Other important methods are Detector.UpdateSpam and Detector.UpdateHam, which are used to update the spam and ham samples on the fly. Those methods are thread-safe and can be called concurrently. To call them Detector.WithSpamUpdater and Detector.WithHamUpdater methods should be used first to provide user-defined structs that implement the SampleUpdater interface.
Index ¶
- type CheckResult
- type Class
- type Classifier
- type Config
- type Detector
- func (d *Detector) ApprovedUsers() (res []string)
- func (d *Detector) Check(msg, userID string) (spam bool, cr []CheckResult)
- func (d *Detector) LoadApprovedUsers(r io.Reader) (count int, err error)
- func (d *Detector) LoadSamples(exclReader io.Reader, spamReaders, hamReaders []io.Reader) (LoadResult, error)
- func (d *Detector) LoadStopWords(readers ...io.Reader) (LoadResult, error)
- func (d *Detector) Reset()
- func (d *Detector) UpdateHam(msg string) error
- func (d *Detector) UpdateSpam(msg string) error
- func (d *Detector) WithHamUpdater(s SampleUpdater)
- func (d *Detector) WithSpamUpdater(s SampleUpdater)
- type Document
- type HTTPClient
- type LoadResult
- type SampleUpdater
Constants ¶
This section is empty.
Variables ¶
This section is empty.
Functions ¶
This section is empty.
Types ¶
type CheckResult ¶
type CheckResult struct { Name string // name of the check Spam bool // true if spam Details string // details of the check }
CheckResult is a result of spam check.
type Classifier ¶
type Classifier struct { LearningResults map[string]map[Class]int PriorProbabilities map[Class]float64 NDocumentByClass map[Class]int NFrequencyByClass map[Class]int NAllDocument int }
Classifier is object for a classifying document
func (*Classifier) Classify ¶
func (c *Classifier) Classify(tokens ...string) (Class, float64, bool)
Classify executes the classifying process for tokens
func (*Classifier) Learn ¶
func (c *Classifier) Learn(docs ...Document)
Learn executes the learning process for this classifier
type Config ¶
type Config struct { SimilarityThreshold float64 // threshold for spam similarity, 0.0 - 1.0 MinMsgLen int // minimum message length to check MaxAllowedEmoji int // maximum number of emojis allowed in a message CasAPI string // CAS API URL FirstMessageOnly bool // if true, only the first message from a user is checked HTTPClient HTTPClient // http client to use for requests }
Config is a set of parameters for Detector.
type Detector ¶
type Detector struct { Config // contains filtered or unexported fields }
Detector is a spam detector, thread-safe.
func NewDetector ¶
NewDetector makes a new Detector with the given config.
func (*Detector) ApprovedUsers ¶
ApprovedUsers returns a list of approved users.
func (*Detector) Check ¶
func (d *Detector) Check(msg, userID string) (spam bool, cr []CheckResult)
Check checks if a given message is spam.
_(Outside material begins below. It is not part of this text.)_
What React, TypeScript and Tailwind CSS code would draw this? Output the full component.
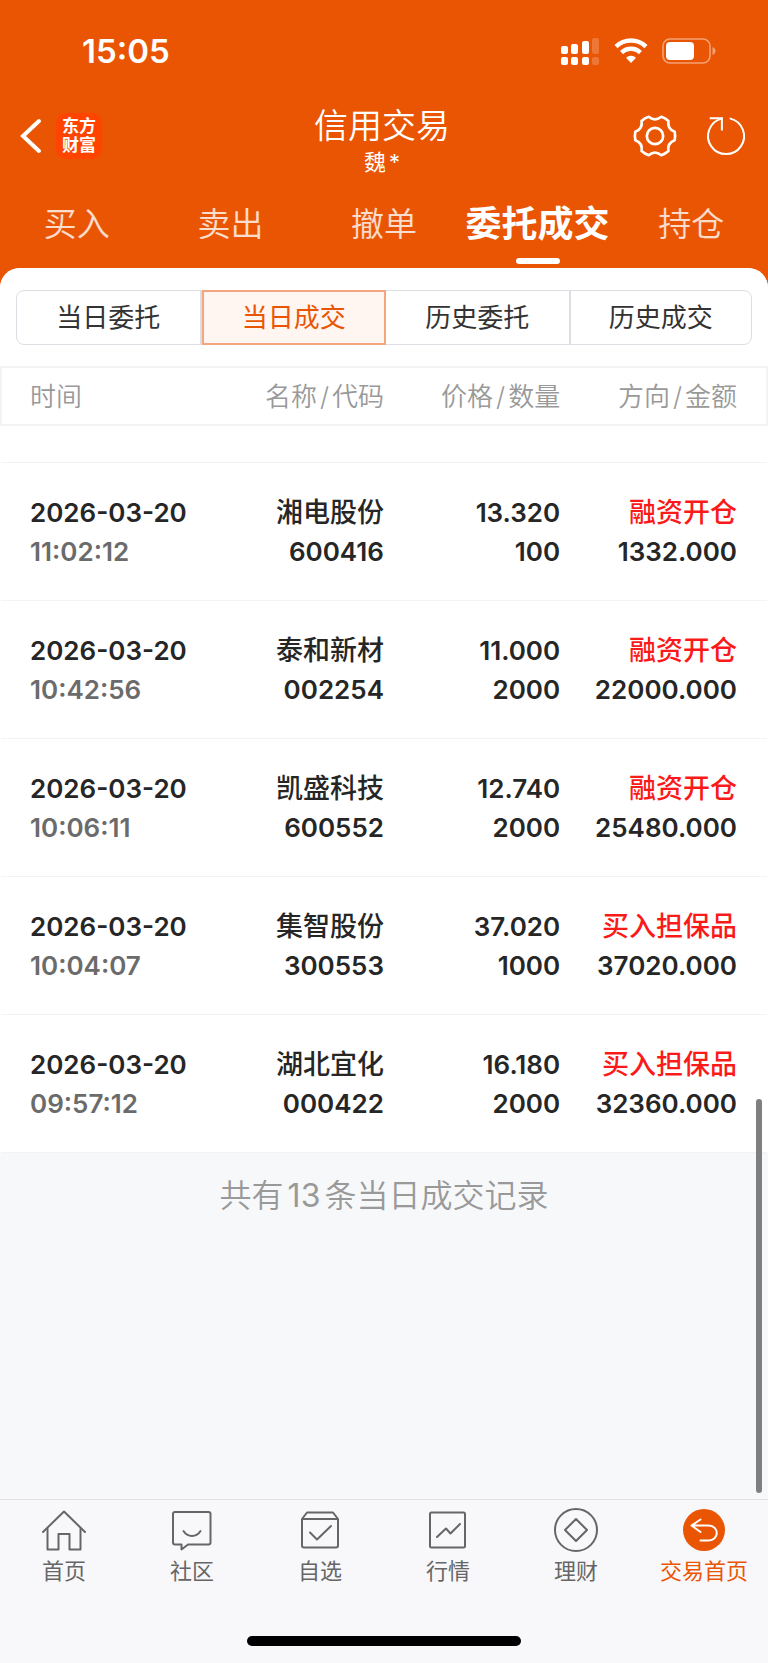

Returns true if spam. Also returns a list of check results.
func (*Detector) LoadApprovedUsers ¶
LoadApprovedUsers loads a list of approved users from a reader. Reset approved users list before loading. It expects a list of user IDs (int64) from the reader, one per line.
func (*Detector) LoadSamples ¶
func (d *Detector) LoadSamples(exclReader io.Reader, spamReaders, hamReaders []io.Reader) (LoadResult, error)
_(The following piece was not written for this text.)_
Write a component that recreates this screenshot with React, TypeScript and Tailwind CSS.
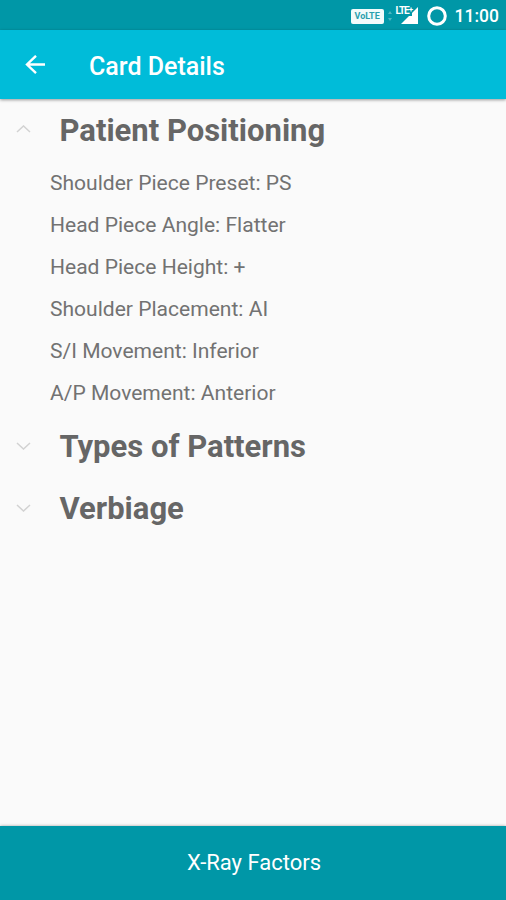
import { useState } from "react";

const sections = [
  {
    title: "Patient Positioning",
    items: [
      "Shoulder Piece Preset: PS",
      "Head Piece Angle: Flatter",
      "Head Piece Height: +",
      "Shoulder Placement: AI",
      "S/I Movement: Inferior",
      "A/P Movement: Anterior",
    ],
  },
  { title: "Types of Patterns", items: [] },
  { title: "Verbiage", items: [] },
];

function StatusBar() {
  return (
    <div className="flex h-[30px] shrink-0 items-center justify-end bg-[#0097a7] pr-[7px] text-white">
      <div className="mr-1 mt-0.5 flex h-[15px] w-[33px] items-center justify-center rounded-[2px] bg-[#f2fbfb] text-[9px] font-bold leading-none text-[#2a9fae]">
        VoLTE
      </div>
      {/* data arrows */}
      <svg className="mr-1 mt-px h-3 w-1" viewBox="0 0 4 12" fill="#4db6c0">
        <path d="M0 4 2 1l2 3zM0 8l2 3 2-3z" />
      </svg>
      {/* signal */}
      <div className="relative mr-[9px] h-[19px] w-[22px]">
        <svg className="h-full w-full" viewBox="0 0 22 19" fill="#fff">
          <path d="M22 1v17H5z" />
        </svg>
        <span className="absolute left-0 top-0 flex bg-[#0097a7] text-[10px] font-bold leading-[10px] tracking-[-1px]">
          LTE<span className="-mt-px text-[8px]">+</span>
        </span>
      </div>
      <svg className="mr-[8px] mt-px h-5 w-5" viewBox="0 0 20 20" fill="none">
        <circle cx="10" cy="10" r="8.300" stroke="#fff" strokeWidth="3" />
      </svg>
      <span className="pt-[3px] text-[17.500px] font-medium leading-none">
        11:00
      </span>
    </div>
  );
}

function Chevron({ open }: { open: boolean }) {
  return (
    <svg
      className={open ? "-mt-[3px] h-2 w-4" : "h-2 w-4"}
      viewBox="0 0 16 8"
      fill="none"
      stroke="#d2d2d2"
      strokeWidth="1.500"
    >
      <path d={open ? "M1 7 7.500 1 14 7" : "M1 1l6.500 6L14 1"} />
    </svg>
  );
}

export default function App() {
  const [open, setOpen] = useState([true, false, false]);

  const toggle = (index: number) =>
    setOpen(open.map((value, i) => (i === index ? !value : value)));

  return (
    <div className="flex h-[900px] w-[506px] flex-col overflow-hidden bg-[#fafafa] font-['Roboto',sans-serif]">
      <StatusBar />

      <header className="z-10 flex h-[69px] shrink-0 items-center bg-[#00bcd9] pl-[25px] pt-px text-white shadow-[0_1px_3px_rgba(0,0,0,0.4)]">
        <button aria-label="Back">
          <svg
            className="h-5 w-5"
            viewBox="0 0 20 20"
            fill="none"
            stroke="#fff"
            strokeWidth="2.400"
          >
            <path d="M20 9.500H2M11 .8 2 9.500l9 8.700" />
          </svg>
        </button>
        <h1 className="ml-[44px] pt-0.5 text-[25px] font-medium leading-none">
          Card Details
        </h1>
      </header>

      <main className="flex-1">
        {sections.map((section, index) => (
          <section key={section.title}>
            <button
              className="flex h-[62.500px] w-full items-center pl-4 text-left"
              onClick={() => toggle(index)}
            >
              <Chevron open={open[index]} />
              <h2 className="ml-[27.500px] pt-px text-[31px] font-bold leading-none text-[#666]">
                {section.title}
              </h2>
            </button>
            {open[index] && (
              <ul className="pl-[50px] text-[21.050px] text-[#727272]">
                {section.items.map((item) => (
                  <li key={item} className="h-[42.200px] leading-[42.200px]">
                    {item}
                  </li>
                ))}
              </ul>
            )}
          </section>
        ))}
      </main>

      <footer className="flex h-[74px] shrink-0 items-center justify-center bg-[#0097a7] pl-0.5 shadow-[0_0_3px_rgba(0,0,0,0.35)]">
        <button className="text-[22px] leading-none text-white">
          X-Ray Factors
        </button>
      </footer>
    </div>
  );
}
LoadSamples loads spam samples from a reader and updates the classifier. Reset spam, ham samples/classifier, and excluded tokens.
func (*Detector) LoadStopWords ¶
func (d *Detector) LoadStopWords(readers ...io.Reader) (LoadResult, error)
LoadStopWords loads stop words from a reader. Reset stop words list before loading.
func (*Detector) Reset ¶
func (d *Detector) Reset()
Reset resets spam samples/classifier, excluded tokens, stop words and approved users.
func (*Detector) UpdateHam ¶
UpdateHam appends a message to the ham samples file and updates the classifier doesn't reset state, update append ham samples
func (*Detector) UpdateSpam ¶
UpdateSpam appends a message to the spam samples file and updates the classifier doesn't reset state, update append spam samples
func (*Detector) WithHamUpdater ¶
func (d *Detector) WithHamUpdater(s SampleUpdater)
WithHamUpdater sets a SampleUpdater for ham samples.
func (*Detector) WithSpamUpdater ¶
func (d *Detector) WithSpamUpdater(s SampleUpdater)
WithSpamUpdater sets a SampleUpdater for spam samples.
type Document ¶
Document is a group of tokens with certain class
func NewDocument ¶
NewDocument return new Document
type HTTPClient ¶
HTTPClient wrap http.Client to allow mocking
type LoadResult ¶
type LoadResult struct { ExcludedTokens int // number of excluded tokens SpamSamples int // number of spam samples HamSamples int // number of ham samples StopWords int // number of stop words (phrases) }
LoadResult is a result of loading samples.
type SampleUpdater ¶
type SampleUpdater interface { Append(msg string) error // append a message to the samples storage Reader() (io.ReadCloser, error) // return a reader for the samples storage }
SampleUpdater is an interface for updating spam/ham samples on the fly.